AVAILABLE DATA:
::::

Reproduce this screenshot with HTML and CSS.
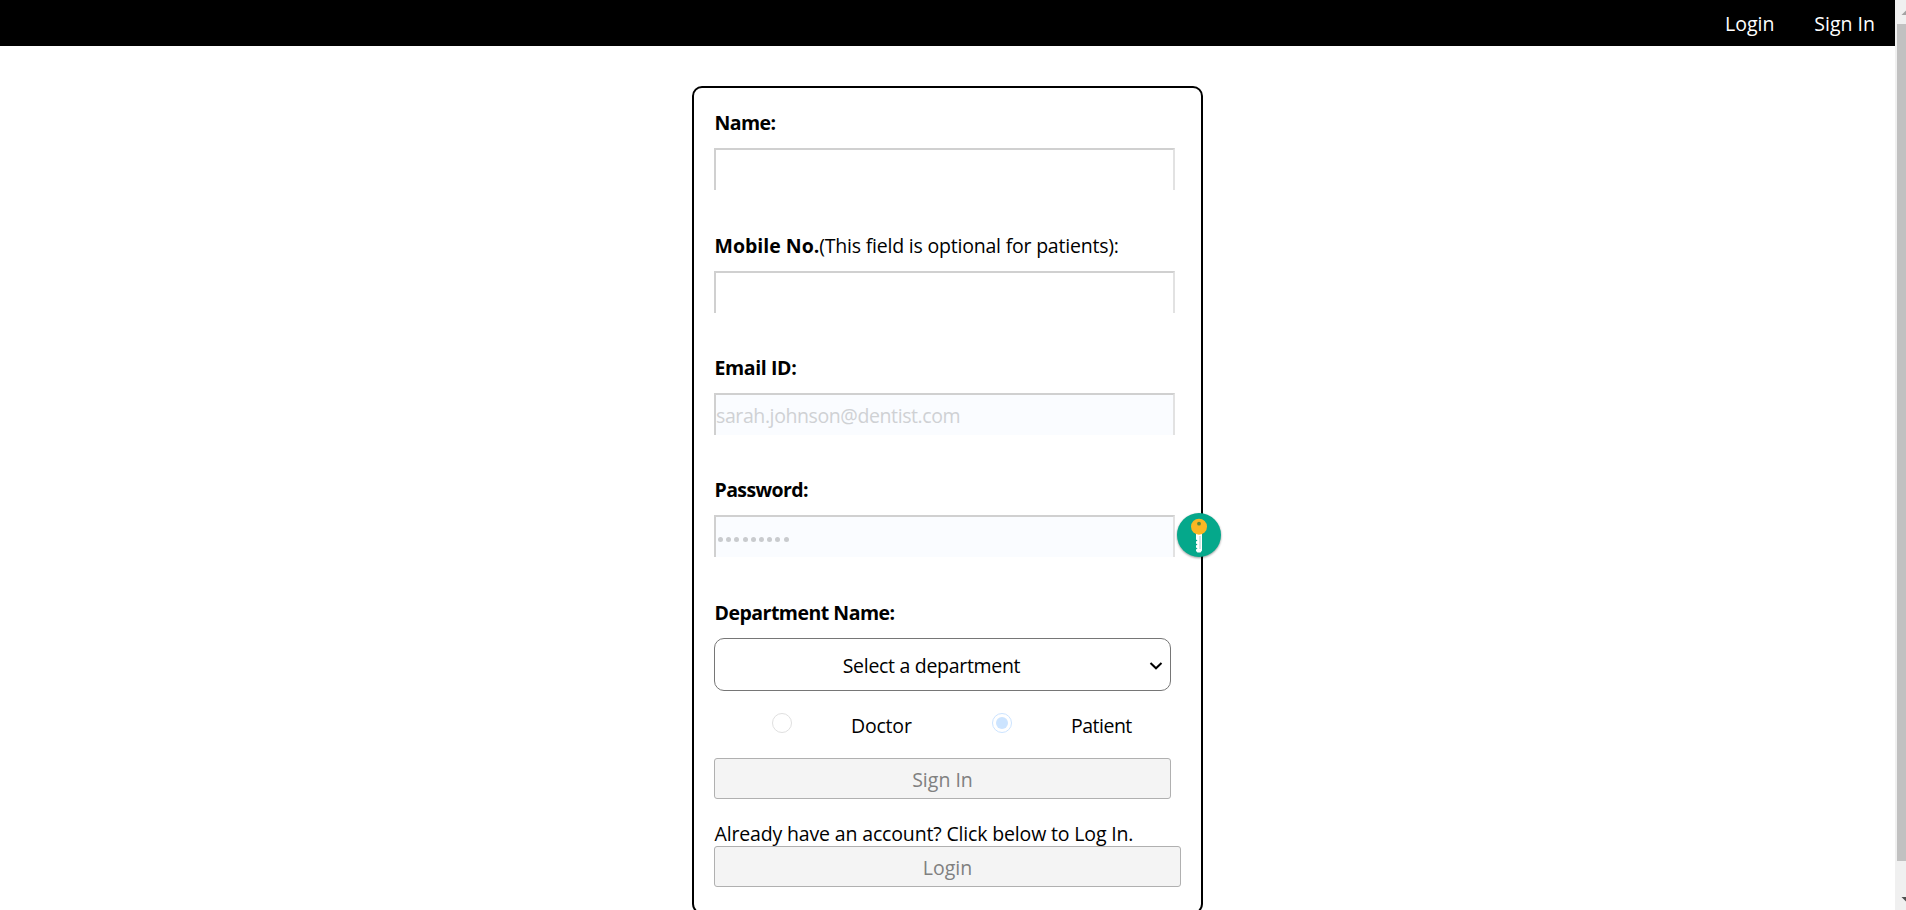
FILE: index.html
```
<!DOCTYPE html>
<html lang="en">
<head>
<meta charset="utf-8">
<title>Sign In</title>
<link rel="stylesheet" href="styles.css">
</head>
<body>
<div class="page">
  <nav class="navbar">
    <a class="nav-link">Login</a>
    <a class="nav-link">Sign In</a>
  </nav>
  <main class="content">
    <form class="card">
      <div class="field">
        <label class="label"><b class="l-name">Name:</b></label>
        <div class="input"></div>
      </div>
      <div class="field">
        <label class="label"><b>Mobile No.</b><span class="l-note">(This field is optional for patients):</span></label>
        <div class="input"></div>
      </div>
      <div class="field">
        <label class="label"><b class="l-email">Email ID:</b></label>
        <div class="input filled"><span class="v-email">sarah.johnson@dentist.com</span></div>
      </div>
      <div class="field">
        <label class="label"><b class="l-pass">Password:</b></label>
        <div class="input filled">
          <span class="dots"><i></i><i></i><i></i><i></i><i></i><i></i><i></i><i></i><i></i></span>
          <svg class="key" width="52" height="52" viewBox="-26 -26 52 52">
            <circle class="key-disc" r="22"/>
            <path fill="#fff" d="M-3 -2H3V15.500L1.500 17.500H-1.500L-3 16V14.500L-1.500 13.500L-3 12.500V10.500L-1.500 9.500L-3 8.500V6.500L-1.500 5.500L-3 4.500Z"/>
            <path stroke="#a5cfc7" stroke-width="1" d="M1 1V14"/>
            <circle cy="-8.300" r="8" fill="#fbb723"/>
            <circle cy="-11.300" r="1.900" fill="#5b8a3c"/>
          </svg>
        </div>
      </div>
      <label class="label"><b class="l-dept">Department Name:</b></label>
      <div class="select">
        <span class="s-text">Select a department</span>
        <svg class="chevron" width="14" height="10" viewBox="0 0 14 10"><path d="M1.500 2L7 7.300L12.500 2" fill="none" stroke="#000" stroke-width="2"/></svg>
      </div>
      <div class="radios">
        <span class="radio"></span><span class="radio-text r-doc">Doctor</span>
        <span class="radio checked"></span><span class="radio-text r-pat">Patient</span>
      </div>
      <div class="button">Sign In</div>
      <p class="hint">Already have an account? Click below to Log In.</p>
      <div class="button wide">Login</div>
    </form>
  </main>
</div>
<div class="scrollbar">
  <svg class="arrow" width="11" height="24" viewBox="0 0 11 24"><path d="M6.500 15L11 10.500V15Z" fill="#a3a3a3"/></svg>
  <div class="thumb"></div>
  <svg class="arrow" width="11" height="49" viewBox="0 0 11 49"><path d="M6.500 36L11 40.500V36Z" fill="#505050"/></svg>
</div>
</body>
</html>
```
FILE: styles.css
```
* { box-sizing: border-box; }
body {
  margin: 0;
  height: 910px;
  display: flex;
  overflow: hidden;
  background: #fff;
  color: #000;
  font: 19.5px/26px "Open Sans", "Noto Sans", sans-serif;
  white-space: nowrap;
}
.page { width: 1895px; height: 910px; overflow: hidden; }
.navbar {
  height: 46px;
  display: flex;
  justify-content: flex-end;
  gap: 40px;
  padding: 11px 20px 0 0;
  background: #000;
  color: #fff;
}
.content { display: flex; justify-content: center; padding-top: 40px; }
.card {
  width: 511px;
  height: 828px;
  flex: none;
  padding: 17.3px 20px 0 20px;
  border: 2px solid #000;
  border-radius: 10px;
}
.field { height: 122.35px; }
.label { display: block; height: 35px; line-height: 35.2px; margin-bottom: 8px; padding-left: .5px; }
.l-name { letter-spacing: -.6px; }
.l-note { letter-spacing: -.21px; }
.l-email { letter-spacing: -.38px; }
.l-pass { letter-spacing: -.6px; }
.l-dept { letter-spacing: -.51px; }
.v-email { letter-spacing: -.4px; padding-top: 2px; }
.s-text { letter-spacing: -.3px; }
.r-doc { letter-spacing: -.2px; }
.r-pat { letter-spacing: -.5px; }
.input {
  position: relative;
  width: 461px;
  height: 42px;
  display: flex;
  align-items: center;
  border: 2px solid #d0d0d0;
  border-right-color: #e2e2e2;
  border-bottom: 0;
}
.filled { background: #fafcff; color: #cfd1d4; }
.dots { display: flex; gap: 3.200px; padding: 5px 0 0 2px; }
.dots i { width: 5px; height: 5px; border-radius: 50%; background: #c9cbce; }
.key { position: absolute; left: 457px; top: -8px; }
.key-disc { fill: #05a88b; filter: drop-shadow(0 1px 1px rgba(0,0,0,.4)); }
.select {
  position: relative;
  width: 457px;
  height: 53px;
  display: flex;
  align-items: center;
  justify-content: center;
  padding: 3px 22px 0 0;
  border: 1px solid #767676;
  border-radius: 10px;
}
.chevron { position: absolute; right: 7px; top: 22px; }
.radios { height: 67px; display: flex; align-items: center; padding-left: 58px; }
.radio {
  position: relative;
  width: 20px;
  height: 20px;
  flex: none;
  margin-bottom: 3px;
  border: 1px solid #e0e0e0;
  border-radius: 50%;
}
.radio.checked { border-color: #cce4ff; }
.radio.checked::after { content: ""; position: absolute; inset: 3px; border-radius: 50%; background: #cce4ff; }
.radio-text { width: 200px; flex: none; padding-left: 59px; margin-top: 4px; }
.button {
  width: 457px;
  height: 41px;
  display: flex;
  align-items: center;
  justify-content: center;
  padding-top: 3px;
  border: 1px solid #b0b0b0;
  border-radius: 3px;
  background: #f4f4f4;
  color: #808080;
}
.button.wide { width: 467px; }
.hint { margin: 22px 0 -1px; padding-left: .5px; height: 26px; letter-spacing: -.155px; }
.scrollbar { width: 11px; height: 910px; background: #f0f0f0; }
.arrow { display: block; }
.thumb { height: 837px; margin-left: 2px; background: #c1c1c1; }
```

::::

WHAT THE TASK ASKS: Your copy of the data should match it exactly, except that pictures are left out.

SOLUTION FOR THIS EXERCISE:
Reproduce this screenshot with HTML and CSS.
FILE: index.html
```
<!DOCTYPE html>
<html lang="en">
<head>
<meta charset="utf-8">
<title>Sign In</title>
<link rel="stylesheet" href="styles.css">
</head>
<body>
<div class="page">
  <nav class="navbar">
    <a class="nav-link">Login</a>
    <a class="nav-link">Sign In</a>
  </nav>
  <main class="content">
    <form class="card">
      <div class="field">
        <label class="label"><b class="l-name">Name:</b></label>
        <div class="input"></div>
      </div>
      <div class="field">
        <label class="label"><b>Mobile No.</b><span class="l-note">(This field is optional for patients):</span></label>
        <div class="input"></div>
      </div>
      <div class="field">
        <label class="label"><b class="l-email">Email ID:</b></label>
        <div class="input filled"><span class="v-email">sarah.johnson@dentist.com</span></div>
      </div>
      <div class="field">
        <label class="label"><b class="l-pass">Password:</b></label>
        <div class="input filled">
          <span class="dots"><i></i><i></i><i></i><i></i><i></i><i></i><i></i><i></i><i></i></span>
          <svg class="key" width="52" height="52" viewBox="-26 -26 52 52">
            <circle class="key-disc" r="22"/>
            <path fill="#fff" d="M-3 -2H3V15.500L1.500 17.500H-1.500L-3 16V14.500L-1.500 13.500L-3 12.500V10.500L-1.500 9.500L-3 8.500V6.500L-1.500 5.500L-3 4.500Z"/>
            <path stroke="#a5cfc7" stroke-width="1" d="M1 1V14"/>
            <circle cy="-8.300" r="8" fill="#fbb723"/>
            <circle cy="-11.300" r="1.900" fill="#5b8a3c"/>
          </svg>
        </div>
      </div>
      <label class="label"><b class="l-dept">Department Name:</b></label>
      <div class="select">
        <span class="s-text">Select a department</span>
        <svg class="chevron" width="14" height="10" viewBox="0 0 14 10"><path d="M1.500 2L7 7.300L12.500 2" fill="none" stroke="#000" stroke-width="2"/></svg>
      </div>
      <div class="radios">
        <span class="radio"></span><span class="radio-text r-doc">Doctor</span>
        <span class="radio checked"></span><span class="radio-text r-pat">Patient</span>
      </div>
      <div class="button">Sign In</div>
      <p class="hint">Already have an account? Click below to Log In.</p>
      <div class="button wide">Login</div>
    </form>
  </main>
</div>
<div class="scrollbar">
  <svg class="arrow" width="11" height="24" viewBox="0 0 11 24"><path d="M6.500 15L11 10.500V15Z" fill="#a3a3a3"/></svg>
  <div class="thumb"></div>
  <svg class="arrow" width="11" height="49" viewBox="0 0 11 49"><path d="M6.500 36L11 40.500V36Z" fill="#505050"/></svg>
</div>
</body>
</html>
```
FILE: styles.css
```
* { box-sizing: border-box; }
body {
  margin: 0;
  height: 910px;
  display: flex;
  overflow: hidden;
  background: #fff;
  color: #000;
  font: 19.5px/26px "Open Sans", "Noto Sans", sans-serif;
  white-space: nowrap;
}
.page { width: 1895px; height: 910px; overflow: hidden; }
.navbar {
  height: 46px;
  display: flex;
  justify-content: flex-end;
  gap: 40px;
  padding: 11px 20px 0 0;
  background: #000;
  color: #fff;
}
.content { display: flex; justify-content: center; padding-top: 40px; }
.card {
  width: 511px;
  height: 828px;
  flex: none;
  padding: 17.3px 20px 0 20px;
  border: 2px solid #000;
  border-radius: 10px;
}
.field { height: 122.35px; }
.label { display: block; height: 35px; line-height: 35.2px; margin-bottom: 8px; padding-left: .5px; }
.l-name { letter-spacing: -.6px; }
.l-note { letter-spacing: -.21px; }
.l-email { letter-spacing: -.38px; }
.l-pass { letter-spacing: -.6px; }
.l-dept { letter-spacing: -.51px; }
.v-email { letter-spacing: -.4px; padding-top: 2px; }
.s-text { letter-spacing: -.3px; }
.r-doc { letter-spacing: -.2px; }
.r-pat { letter-spacing: -.5px; }
.input {
  position: relative;
  width: 461px;
  height: 42px;
  display: flex;
  align-items: center;
  border: 2px solid #d0d0d0;
  border-right-color: #e2e2e2;
  border-bottom: 0;
}
.filled { background: #fafcff; color: #cfd1d4; }
.dots { display: flex; gap: 3.200px; padding: 5px 0 0 2px; }
.dots i { width: 5px; height: 5px; border-radius: 50%; background: #c9cbce; }
.key { position: absolute; left: 457px; top: -8px; }
.key-disc { fill: #05a88b; filter: drop-shadow(0 1px 1px rgba(0,0,0,.4)); }
.select {
  position: relative;
  width: 457px;
  height: 53px;
  display: flex;
  align-items: center;
  justify-content: center;
  padding: 3px 22px 0 0;
  border: 1px solid #767676;
  border-radius: 10px;
}
.chevron { position: absolute; right: 7px; top: 22px; }
.radios { height: 67px; display: flex; align-items: center; padding-left: 58px; }
.radio {
  position: relative;
  width: 20px;
  height: 20px;
  flex: none;
  margin-bottom: 3px;
  border: 1px solid #e0e0e0;
  border-radius: 50%;
}
.radio.checked { border-color: #cce4ff; }
.radio.checked::after { content: ""; position: absolute; inset: 3px; border-radius: 50%; background: #cce4ff; }
.radio-text { width: 200px; flex: none; padding-left: 59px; margin-top: 4px; }
.button {
  width: 457px;
  height: 41px;
  display: flex;
  align-items: center;
  justify-content: center;
  padding-top: 3px;
  border: 1px solid #b0b0b0;
  border-radius: 3px;
  background: #f4f4f4;
  color: #808080;
}
.button.wide { width: 467px; }
.hint { margin: 22px 0 -1px; padding-left: .5px; height: 26px; letter-spacing: -.155px; }
.scrollbar { width: 11px; height: 910px; background: #f0f0f0; }
.arrow { display: block; }
.thumb { height: 837px; margin-left: 2px; background: #c1c1c1; }
```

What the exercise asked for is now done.